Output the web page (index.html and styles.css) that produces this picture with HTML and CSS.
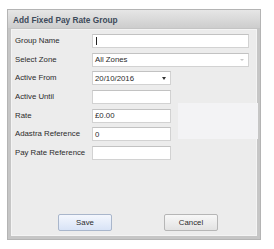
FILE: index.html
```html
<!DOCTYPE html>
<html>
<head>
<meta charset="utf-8">
<link rel="stylesheet" href="styles.css">
</head>
<body>
<div class="dialog">
  <div class="titlebar">Add Fixed Pay Rate Group</div>
  <div class="frame">
    <div class="content">
      <div class="form">
        <div class="label">Group Name</div>
        <div class="field long"><span class="caret"></span></div>
        <div class="label">Select Zone</div>
        <div class="field long select"><span>All Zones</span><span class="arrow light"></span></div>
        <div class="label">Active From</div>
        <div class="field short select"><span>20/10/2016</span><span class="arrow dark"></span></div>
        <div class="label">Active Until</div>
        <div class="field short"></div>
        <div class="label">Rate</div>
        <div class="field short"><span>£0.00</span></div>
        <div class="label">Adastra Reference</div>
        <div class="field short"><span>0</span></div>
        <div class="label">Pay Rate Reference</div>
        <div class="field short"></div>
      </div>
      <div class="ghost"></div>
      <div class="footer">
        <button class="btn primary">Save</button>
        <button class="btn">Cancel</button>
      </div>
    </div>
  </div>
</div>
</body>
</html>
```
FILE: styles.css
```css
html, body {
  margin: 0;
  padding: 0;
  background: #ffffff;
}
body {
  font-family: "Liberation Sans", Arial, sans-serif;
  font-size: 7.8px;
  color: #2b2b2b;
}
.dialog {
  margin: 9px 0 0 7px;
  width: 254px;
  height: 231px;
  box-sizing: border-box;
  border: 1px solid #b4b4b4;
  display: flex;
  flex-direction: column;
  background: #c8c8c8;
}
.titlebar {
  height: 19px;
  flex: none;
  box-sizing: border-box;
  padding: 5px 0 0 5px;
  background: linear-gradient(#e6e6e6, #cdcdcd);
  font-weight: bold;
  font-size: 8.3px;
  color: #3d4a5a;
  border-bottom: 1px solid #c4c4c4;
}
.frame {
  flex: 1;
  padding: 0 3px 3px 3px;
  display: flex;
  background: #c6c6c6;
}
.content {
  flex: 1;
  position: relative;
  background: #ececec;
  border: 1px solid #f4f4f4;
  display: flex;
  flex-direction: column;
}
.form {
  display: grid;
  grid-template-columns: 77px auto;
  grid-auto-rows: 14px;
  row-gap: 4.67px;
  padding: 4px 0 0 3px;
  align-items: center;
}
.label {
  line-height: 14px;
  white-space: nowrap;
}
.field {
  height: 14px;
  box-sizing: border-box;
  background: #ffffff;
  border: 1px solid #d2d2d2;
  border-top-color: #c2c2c2;
  display: flex;
  align-items: center;
  padding-left: 2px;
  position: relative;
}
.field.long {
  width: 157px;
}
.field.short {
  width: 79px;
}
.caret {
  width: 1px;
  height: 8px;
  background: #222;
  margin-left: 1px;
}
.arrow {
  position: absolute;
  right: 4px;
  top: 5px;
  width: 0;
  height: 0;
  border-left: 2.5px solid transparent;
  border-right: 2.5px solid transparent;
  border-top: 3px solid #333;
}
.arrow.light {
  border-top-color: #c8c8c8;
  border-left-width: 2px;
  border-right-width: 2px;
  border-top-width: 2px;
  top: 5.5px;
}
.ghost {
  position: absolute;
  left: 166px;
  top: 73px;
  width: 80px;
  height: 36px;
  background: #f3f3f5;
}
.footer {
  margin-top: auto;
  display: flex;
  gap: 52px;
  padding: 0 0 4px 46px;
}
.btn {
  width: 54px;
  height: 17px;
  box-sizing: border-box;
  border: 1px solid #b6b6b6;
  border-radius: 2px;
  background: linear-gradient(#f8f8f8, #e2e2e2);
  font-family: "Liberation Sans", Arial, sans-serif;
  font-size: 7.8px;
  color: #2b2b2b;
  padding: 0;
  margin: 0;
}
.btn.primary {
  background: linear-gradient(#f4f7fd, #d8e3f6);
  border-color: #a9b6cb;
}
```
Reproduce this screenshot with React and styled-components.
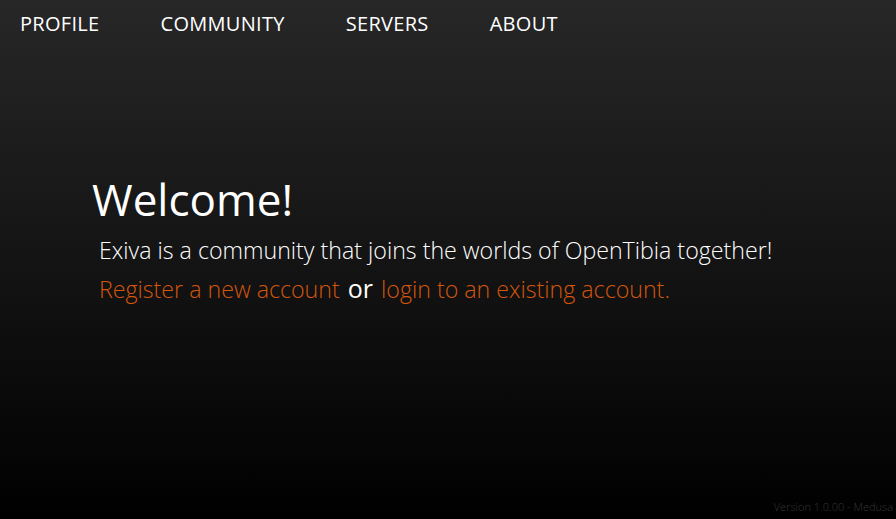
import React from "react";
import styled, { createGlobalStyle } from "styled-components";

const GlobalStyle = createGlobalStyle`
  html, body {
    margin: 0;
    height: 100%;
  }
  body {
    font-family: "Open Sans", "Segoe UI", sans-serif;
    font-weight: 300;
    color: #fff;
    background: #000;
  }
  #root {
    height: 100%;
  }
`;

const navItems = ["PROFILE", "COMMUNITY", "SERVERS", "ABOUT"];

const App = () => {
  return (
    <>
      <GlobalStyle />
      <Page>
        <Nav>
          {navItems.map((item) => (
            <NavLink key={item} href="#">
              {item}
            </NavLink>
          ))}
        </Nav>

        <Main>
          <Title>Welcome!</Title>
          <Lead>Exiva is a community that joins the worlds of OpenTibia together!</Lead>
          <Lead>
            <Link href="#">Register a new account</Link> <Or>or</Or>{" "}
            <Link href="#">login to an existing account.</Link>
          </Lead>
        </Main>

        <Footer>Version 1.0.00 - Medusa</Footer>
      </Page>
    </>
  );
};

export default App;

const Page = styled.div`
  height: 100%;
  display: flex;
  flex-direction: column;
  background: linear-gradient(to bottom, #272727 0%, #141414 50%, #000 100%);
`;

const Nav = styled.nav`
  display: flex;
  gap: 61px;
  padding: 10px 20px 0;
  height: 35px;
`;

const NavLink = styled.a`
  color: #fff;
  text-decoration: none;
  font-size: 20px;
  font-weight: 400;
  letter-spacing: 0.3px;
  line-height: 28px;
`;

const Main = styled.main`
  flex: 1;
  padding: 124px 0 0 92px;
`;

const Title = styled.h1`
  margin: 0 0 2px;
  font-size: 44px;
  font-weight: 400;
  line-height: 60px;
`;

const Lead = styled.p`
  margin: 0 0 0 7px;
  font-size: 23.2px;
  line-height: 38px;
`;

const Link = styled.a`
  color: #d4560c;
  text-decoration: none;
`;

const Or = styled.span`
  margin: 0 2px;
  font-weight: 400;
  font-size: 25px;
`;

const Footer = styled.footer`
  align-self: flex-end;
  padding: 0 3px 5px 0;
  font-size: 11px;
  color: #353535;
`;
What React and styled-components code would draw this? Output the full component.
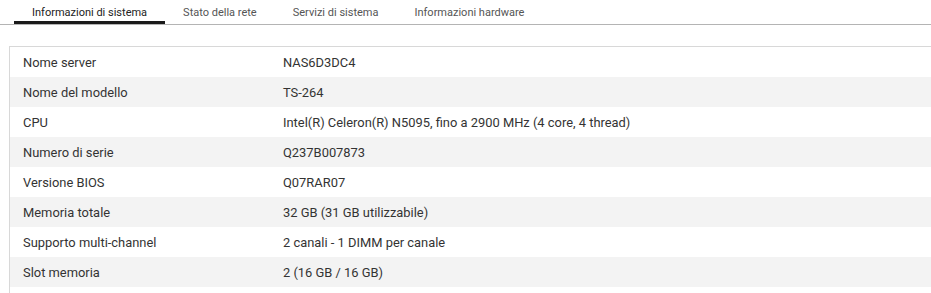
import React from "react";
import styled, { createGlobalStyle } from "styled-components";

const GlobalStyle = createGlobalStyle`
  html, body {
    margin: 0;
    padding: 0;
    background: #ffffff;
    overflow: hidden;
  }
  body {
    font-family: Roboto, "Noto Sans", Arial, sans-serif;
  }
`;

const Tabs = ["Informazioni di sistema", "Stato della rete", "Servizi di sistema", "Informazioni hardware"];

const rows = [
  { label: "Nome server", value: "NAS6D3DC4" },
  { label: "Nome del modello", value: "TS-264" },
  { label: "CPU", value: "Intel(R) Celeron(R) N5095, fino a 2900 MHz (4 core, 4 thread)" },
  { label: "Numero di serie", value: "Q237B007873" },
  { label: "Versione BIOS", value: "Q07RAR07" },
  { label: "Memoria totale", value: "32 GB (31 GB utilizzabile)" },
  { label: "Supporto multi-channel", value: "2 canali - 1 DIMM per canale" },
  { label: "Slot memoria", value: "2 (16 GB / 16 GB)" },
];

const App = () => {
  return (
    <Page>
      <GlobalStyle />
      <TabBar>
        {Tabs.map((tab, index) => (
          <Tab key={index} $active={index === 0}>
            {tab}
          </Tab>
        ))}
      </TabBar>
      <Table>
        {rows.map((row, index) => (
          <Row key={index} $striped={index % 2 === 1}>
            <Label>{row.label}</Label>
            <Value>{row.value}</Value>
          </Row>
        ))}
      </Table>
    </Page>
  );
};

export default App;

const Page = styled.div`
  width: 931px;
  height: 293px;
  overflow: hidden;
`;

const TabBar = styled.div`
  display: flex;
  height: 24px;
  padding-left: 14px;
  border-bottom: 1px solid #b4b4b4;
`;

const Tab = styled.div`
  padding: 0 18px;
  height: 24px;
  box-sizing: border-box;
  display: flex;
  align-items: center;
  padding-top: 4px;
  font-size: 11px;
  color: ${(p) => (p.$active ? "#222222" : "#555555")};
  border-bottom: 3px solid ${(p) => (p.$active ? "#1a1a1a" : "transparent")};
  margin-bottom: -1px;
  white-space: nowrap;
`;

const Table = styled.div`
  margin: 21px 0 0 9px;
  width: 960px;
  border-top: 1px solid #d8d8d8;
  border-left: 1px solid #d8d8d8;
  padding-bottom: 10px;
`;

const Row = styled.div`
  display: flex;
  align-items: center;
  height: 30px;
  background: ${(p) => (p.$striped ? "#f3f3f3" : "#ffffff")};
  font-size: 12.9px;
  color: #333333;
`;

const Label = styled.div`
  width: 260px;
  padding-left: 13px;
`;

const Value = styled.div`
  flex: 1;
`;
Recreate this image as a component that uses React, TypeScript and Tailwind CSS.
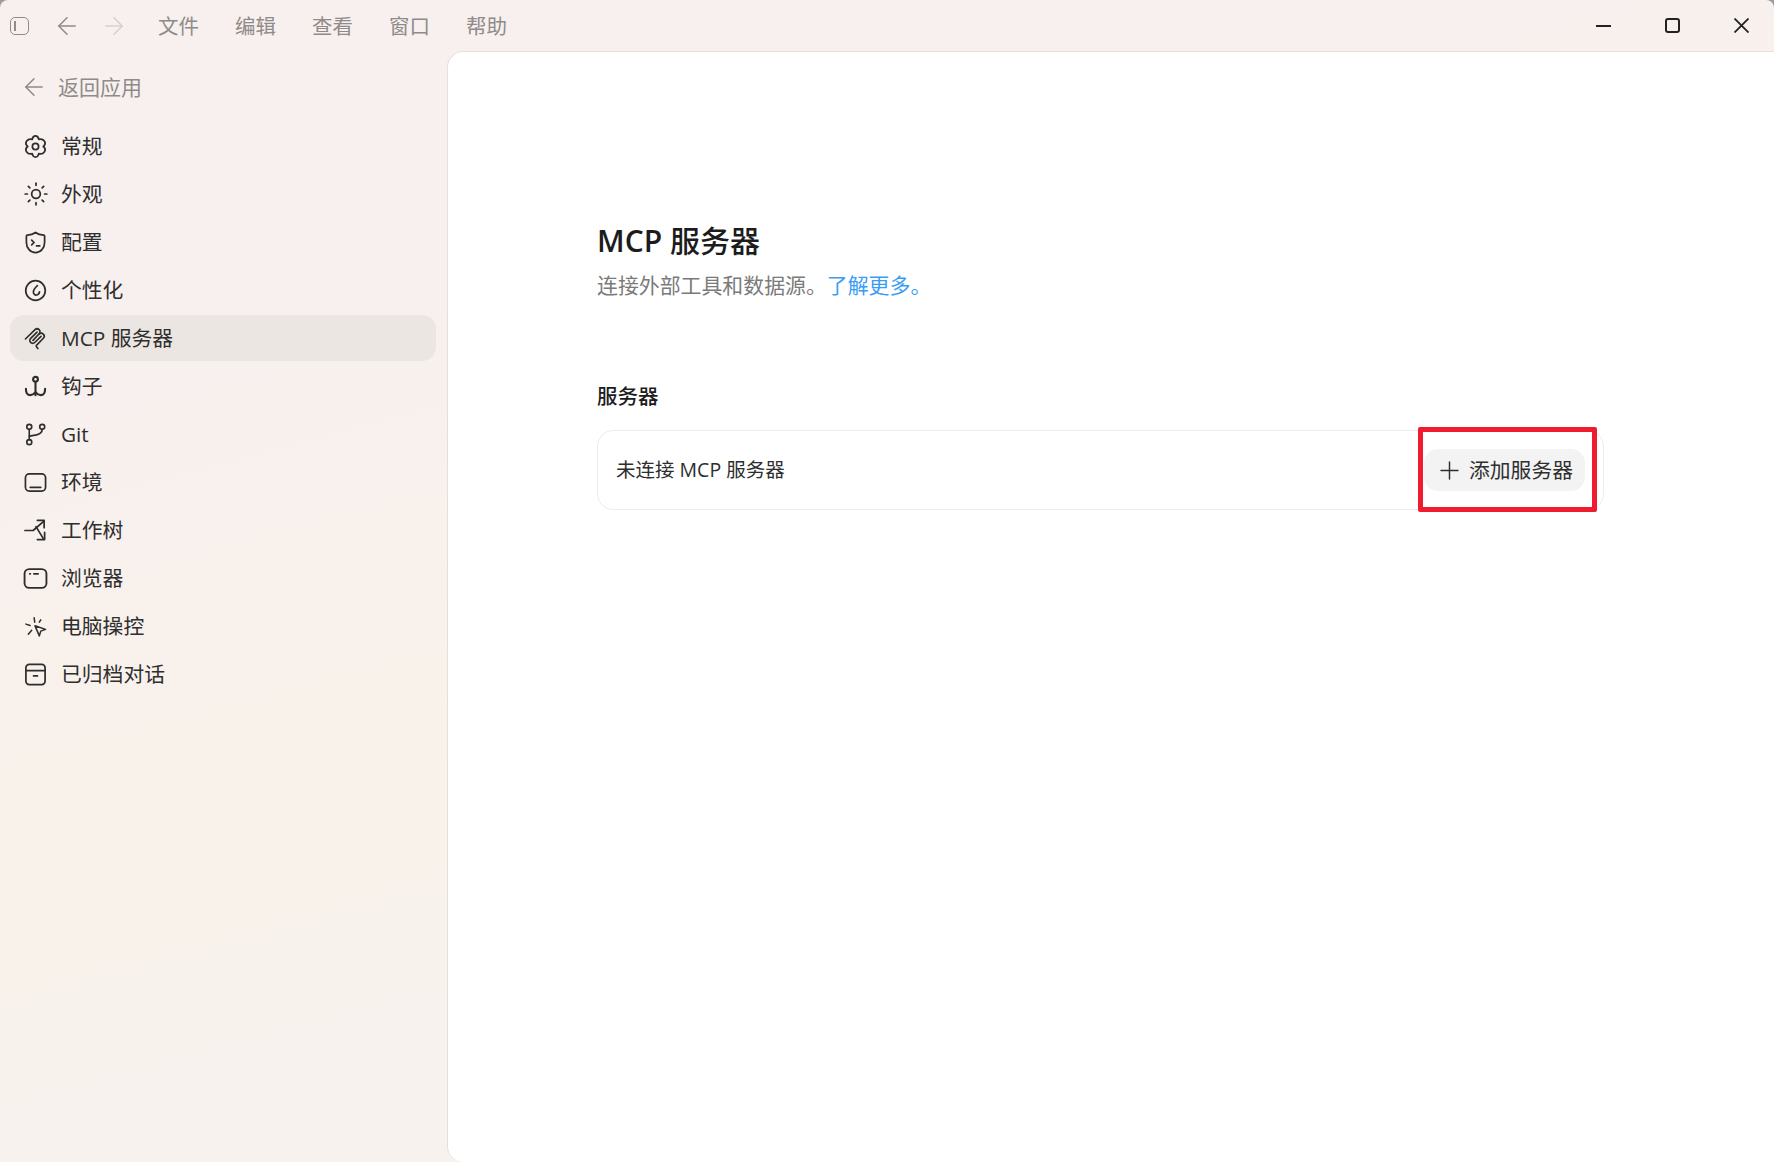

◆ ◆ ◆ ◆ ◆

- **EXERCISE OBJECTIVE**: Copy each line above containing the string "styles".

- **TASK RESULT**:
Output the web page (index.html and styles.css) that produces this picture with HTML and CSS.
<link rel="stylesheet" href="styles.css">
FILE: styles.css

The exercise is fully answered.